Çankırı’da 60’lı-70’li yıllarda kullanılan en popüler sobalar kuzinelerdi... Kuzine, ısıtmanın yanı sıra birçok işe de yarar ve sanki manevi sıcaklık üflerdi hanelere... Kuzinenin üzerinde bakır tencerede yemekler aheste aheste pişer, soba üstünde ki güğümden gelen tıslama sesi eşliğinde uykunun tadı bir başka olurdu. Mavi emaye çaydanlıkta gün boyu çay demlenir, evdeki hasta trafiğine göre ıhlamur çaydanlığı da kuzinenin üzerindeki yerini alır, akşam çorbası kuzinenin üzerinde kaynardı. Kuzinenin en can alıcı özelliği, fırın gözüydü. O göze pişmek için her ne girse, muhteşem bir lezzete dönüşerek çıkardı. Börekler, çörekler orada pişer; patates, kestane, patlıcan orada közlenirdi. Kuzinede maşa üzerinde kızarmış ekmeğe Sana yağı, çökelek peyniri ve Hacer Teyze'nin çarşamba pazarında sattığı çemeni sürünce başkaca katığa gerek kalmazdı...
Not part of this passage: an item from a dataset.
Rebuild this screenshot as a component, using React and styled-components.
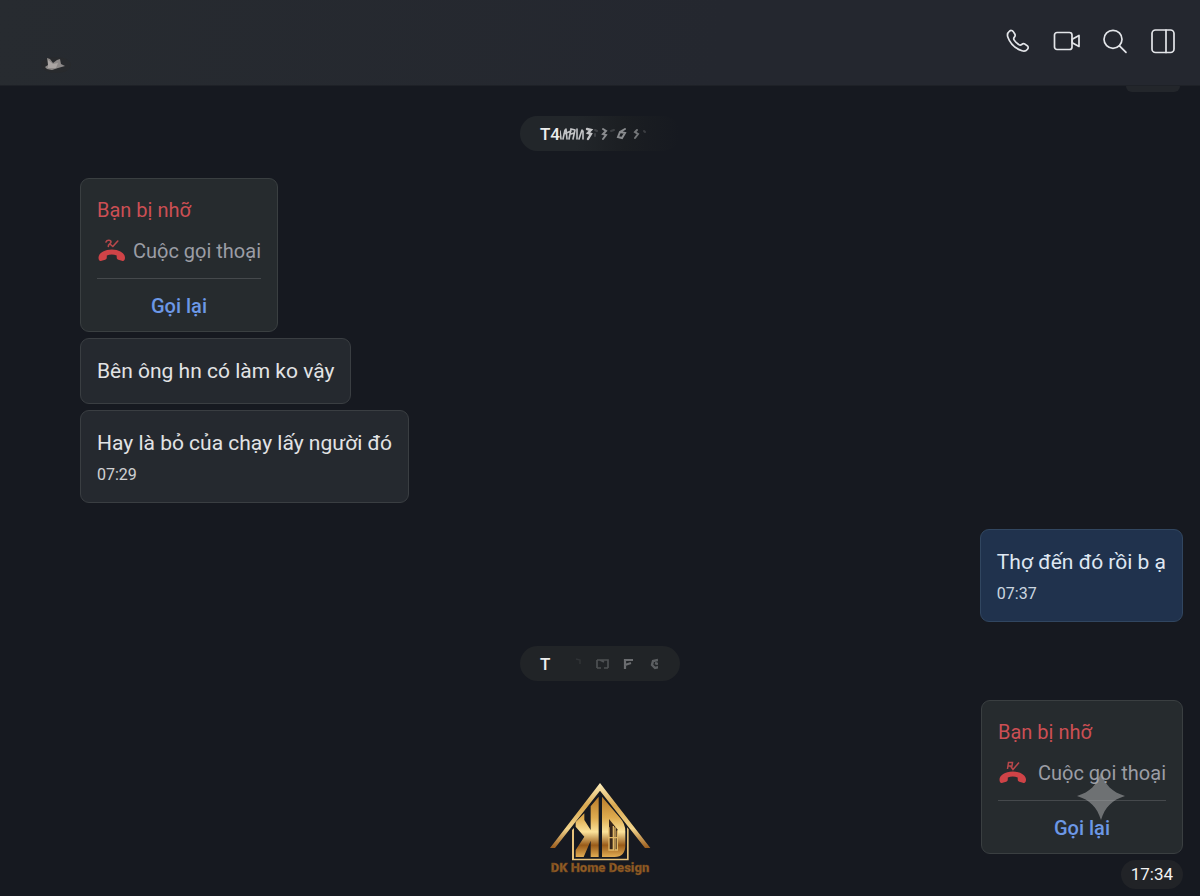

Yılbaşı'nın vazgeçilmezlerinden biri de rengârenk kartpostallardı. Özellikle manzara üzerine dökülen simler, kartpostalları daha cazip hale getiriyordu. Geçmişin kutlama aracı kartpostalların kullanımı, gün geçtikçe azalıyor. Bunun müsebbibi de önce bilgisayar, sonra da cep telefonlarının hayatımıza girmiş olması. Teknolojinin hızla geliştiği günümüzde kartpostal alıp arkasına yazmak, insanlara çok zor geliyor. Aslında bu güzel alışkanlığı yaşatmak ve yaymakta fayda var ama artık duygularımızda elektronik olduğu için, bu pek mümkün görünmüyor.
Yılbaşında evlere kasayla gazoz alınırdı. Gazoz deyince, o dönem Çankırı'da 3 tane gazoz imalathanesi (Kartal, Sıhhat, Ender) vardı. Buzdolabının evlere yeni girmeye başladığı yıllardı. Kışın fişi çekilmiş olsa da gazoz şişeleri beyazlı, sarılı, siyahlı dolabın içine dizilirdi.
Bugün yerinde yeller esen, Büyük Cami’nin altındaki Çankırı semt hali yılbaşında panayır yerine döner, normalde sıra olmayan terazi başlarında kuyruklar oluşurdu. Bu satışlar esnasında esnafın bağırış çağırışları da haldeki kalabalığa ayrı bir renk katardı. En çok satılan meyveler mandalina, portakaldı. Bu yüzden hal "Eczane burdaaaaa... Vitamin burdaaaaa..." haykırışlarıyla çınlardı. O yıllarda, normal zamanlarda hasta ziyaretlerinin vazgeçilmezi olan muzda girerdi yılbaşı filesine.
Balıkçı Hüseyin “Derya Kuzusuuuu...” nidasıyla kürek kürek hamsiyi kese kâğıtlarına doldururken, Çorum Leblebicisi de gecenin ilerlemiş saatlerinde tıklım tıklım müşteri kaynardı. Nergizler'in gazete bayiinde yılbaşı için özel getirilen tombalalar kapış kapış satılırdı. Siyah beyaz “Saatli Maarif” duvar takvimin pabucunun "Renkli Ülkü" takvimiyle dama atıldığı yıllardı... Bankalar yılbaşı için hazırlanan plastik defter kaplığı, kalem, silgi, ajanda ve kumbara dağıtırlardı. Öğrenciler ciğerci kedisi gibi gün boyu banka etrafında dolanıp dururlardı.
Türkiye Cumhuriyetinin 100. yılına eriştiğimiz 2023 yılı, Türk Milletine kutlu ve uğurlu olsun.